Israeli aircraft have bombed tunnels used by smugglers under Gaza's border with Egypt, killing one Palestinian.

The raids came shortly after militants in Gaza fired a rocket and eight mortar rounds into southern Israel - the highest daily total in over a year.

The rocket struck near the Israeli city of Ashkelon, but caused no casualties or major damage, the military said.

There has been an upturn in violence since the resumption of peace talks earlier this month.

It follows months of relative calm since the Israeli offensive, known as Operation Cast Lead, which ended in January 2009.

It was aimed at halting attacks on Israel from Gaza, but cost the lives of more than 1,400 Palestinians and 13 Israelis, including three civilians.

'Blind eye'

The Popular Resistance Committees, a small militant group, said it had carried out the attacks "in order to reject the negotiations".
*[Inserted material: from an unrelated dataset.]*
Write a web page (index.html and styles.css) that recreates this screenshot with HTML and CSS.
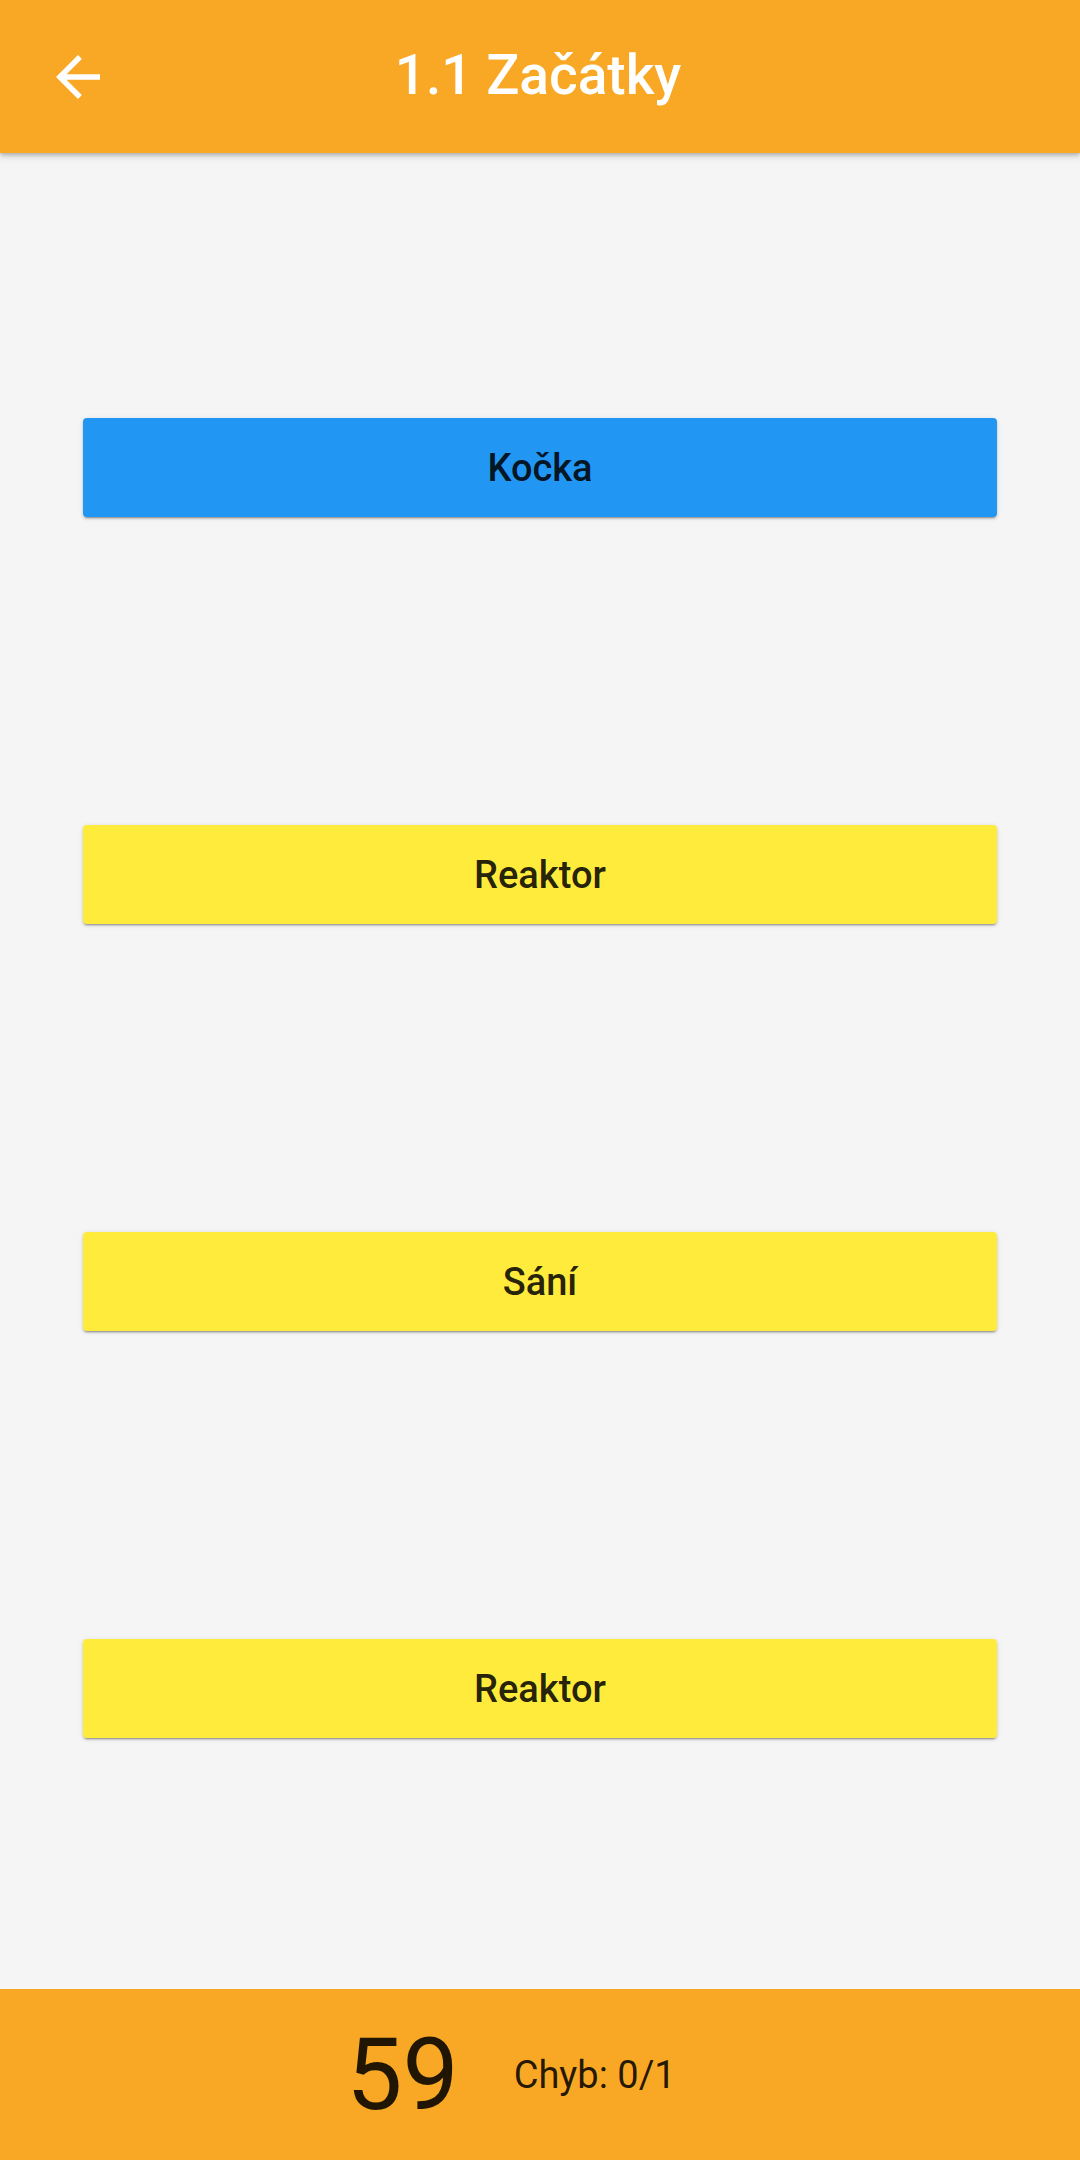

Hours later, the Israeli air force said it struck smuggling tunnels along the Gaza-Egypt border, killing a 23-year-old man and wounding two others.

Israeli security officials told local media they expected further violence in the coming days.

They said Hamas was not believed to have launched the attacks, but accused the group of turning a blind eye to the activities of other factions in the territory that are opposed to the peace talks.

Earlier on Wednesday, Israeli Environment Minister Gilad Erdan warned that continued attacks could lead to a new Gaza offensive.

"We may be obliged to consider a second operation like Cast Lead," Mr Erdan was quoted as saying by the AFP news agency.

Israeli Prime Minister Benjamin Netanyahu and Palestinian Authority President Mahmoud Abbas are continuing direct talks in Jerusalem, after discussing the core issues behind the conflict in Egypt on Tuesday.